Writer, walker, coffee drinker, chocolate eater, lover of nature, history and the little things that make me smile

12 thoughts on “A lion’s tail”

    1. The Bargate is a symbol of my city but there were once calls to pull it down to make traffic flow better. Thankfully, there was such an outcry I don’t think they’ll ever try that again. I’m really looking forward to the new Bargate Quarter as there are parts of the walls there I’ve never seen.

  1. Whatever is constructed around the Bargate, please let it be in keeping with the Bargate, no nasty soulless modern looking buildings as before…Make Southampton proud again, let the High Street come alive, Malls destroyed the city….no traffic in the center.

    1. The plans are available on line. They are opening up a walkway between Bargate and Queensway. There will be new buildings, shops and restaurants, but the walls hidden there, including Polymond Tower, will be made accessible. In my opinion, it’s a great improvement on the narrow, dirty alleyway that was there.
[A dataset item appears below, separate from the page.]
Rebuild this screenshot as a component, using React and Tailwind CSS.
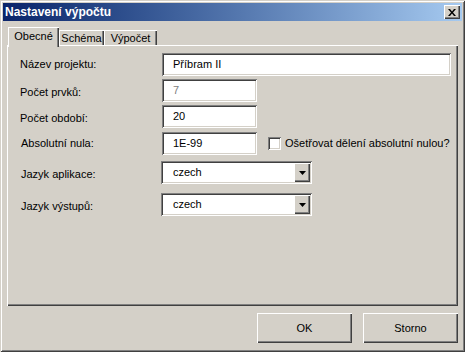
import React from "react";

const sunken =
  "shadow-[inset_1px_1px_0_#808080,inset_-1px_-1px_0_#ffffff,inset_2px_2px_0_#404040,inset_-2px_-2px_0_#d4d0c8]";
const raised =
  "shadow-[inset_1px_1px_0_#ffffff,inset_-1px_-1px_0_#404040,inset_-2px_-2px_0_#808080]";

function Row({ label, children, labelClass = "", className = "" }) {
  return (
    <div className={"flex items-center " + className}>
      <div className={"w-[155px] pl-[13px] " + labelClass}>{label}</div>
      {children}
    </div>
  );
}

function TextBox({ value, w, disabled }) {
  return (
    <div
      className={`${w} h-[23px] bg-white ${sunken} flex items-center pl-[11px] ${
        disabled ? "text-[#808080]" : "text-black"
      }`}
    >
      {value}
    </div>
  );
}

function Select({ value }) {
  return (
    <div className={`w-[151px] h-[23px] bg-white ${sunken} flex items-center pl-[12px] pr-[2px] -ml-[1px]`}>
      <span className="flex-1">{value}</span>
      <div className={`w-[16px] h-[19px] bg-[#d4d0c8] ${raised} flex items-center justify-center`}>
        <svg width="7" height="4" viewBox="0 0 7 4">
          <path d="M0 0h7L3.5 4z" fill="#000" />
        </svg>
      </div>
    </div>
  );
}

export default function App() {
  return (
    <div
      className="w-[465px] h-[352px] bg-[#d4d0c8] flex flex-col p-[3px] shadow-[inset_1px_1px_0_#d4d0c8,inset_-1px_-1px_0_#404040,inset_2px_2px_0_#ffffff,inset_-2px_-2px_0_#808080] text-[11px] text-black"
      style={{ fontFamily: '"Liberation Sans", Arial, sans-serif' }}
    >
      {/* Title bar */}
      <div className="h-[18px] flex items-center justify-between pl-[2px] pr-[2px] bg-gradient-to-r from-[#0a246a] to-[#a6caf0]">
        <span className="text-white font-bold text-[12px] leading-none">Nastavení výpočtu</span>
        <div className={`w-[16px] h-[14px] bg-[#d4d0c8] ${raised} flex items-center justify-center`}>
          <svg width="8" height="7" viewBox="0 0 8 7">
            <path d="M0 0h2l2 2.5L6 0h2L5 3.5 8 7H6L4 4.5 2 7H0l3-3.5z" fill="#000" />
          </svg>
        </div>
      </div>

      {/* Tabs */}
      <div className="flex items-end ml-[5px] mt-[6px] h-[18px]">
        <div
          className={`relative z-10 w-[51px] h-[20px] -mb-[2px] bg-[#d4d0c8] shadow-[inset_1px_1px_0_#ffffff,inset_-1px_0_0_#404040,inset_-2px_0_0_#808080] flex items-center justify-center pb-[2px]`}
        >
          Obecné
        </div>
        <div className="w-[45px] h-[15px] shadow-[inset_1px_1px_0_#ffffff,inset_-1px_0_0_#404040,inset_-2px_0_0_#808080] flex items-center justify-center pt-[1px]">
          Schéma
        </div>
        <div className="w-[53px] h-[15px] shadow-[inset_1px_1px_0_#ffffff,inset_-1px_0_0_#404040,inset_-2px_0_0_#808080] flex items-center justify-center pt-[1px]">
          Výpočet
        </div>
      </div>

      {/* Panel */}
      <div className={`mx-[4px] h-[261px] ${raised} flex flex-col pt-[8px]`}>
        <Row label="Název projektu:">
          <TextBox value="Příbram II" w="w-[289px]" />
        </Row>
        <Row label="Počet prvků:" className="mt-[3px]" labelClass="pt-[3px]">
          <TextBox value="7" w="w-[95px]" disabled />
        </Row>
        <Row label="Počet období:" className="mt-[3px]" labelClass="pt-[3px]">
          <TextBox value="20" w="w-[95px]" />
        </Row>
        <Row label="Absolutní nula:" className="mt-[4px]" labelClass="pl-[14px]">
          <TextBox value="1E-99" w="w-[95px]" />
          <div className={`ml-[11px] w-[13px] h-[13px] bg-white ${sunken}`} />
          <span className="ml-[4px]">Ošetřovat dělení absolutní nulou?</span>
        </Row>
        <Row label="Jazyk aplikace:" className="mt-[6px]" labelClass="pl-[14px] pt-[4px]">
          <Select value="czech" />
        </Row>
        <Row label="Jazyk výstupů:" className="mt-[9px]" labelClass="pl-[14px] pt-[4px]">
          <Select value="czech" />
        </Row>
      </div>

      {/* Buttons */}
      <div className="flex justify-end gap-[11px] mt-[7px] pr-[4px]">
        <div className={`w-[95px] h-[30px] ${raised} flex items-center justify-center`}>OK</div>
        <div className={`w-[95px] h-[30px] ${raised} flex items-center justify-center`}>Storno</div>
      </div>
    </div>
  );
}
  2. I too think the plans are much better for the history of our city by uncovering the walls. We haven’t made enough of them. You can’t stand in the way of progress but considering, preserving and highlighting the ancient parts “sugars the pill”!

  3. Thank you for this run down, Marie. I left Southampton in late 1959 (on finishing school), and emigrated to Australia in 1965. Although I have visited Southampton a few times in those years, I never have enough time there. It is great to read your pieces – so informative historically and also to keep up with what is happening locally.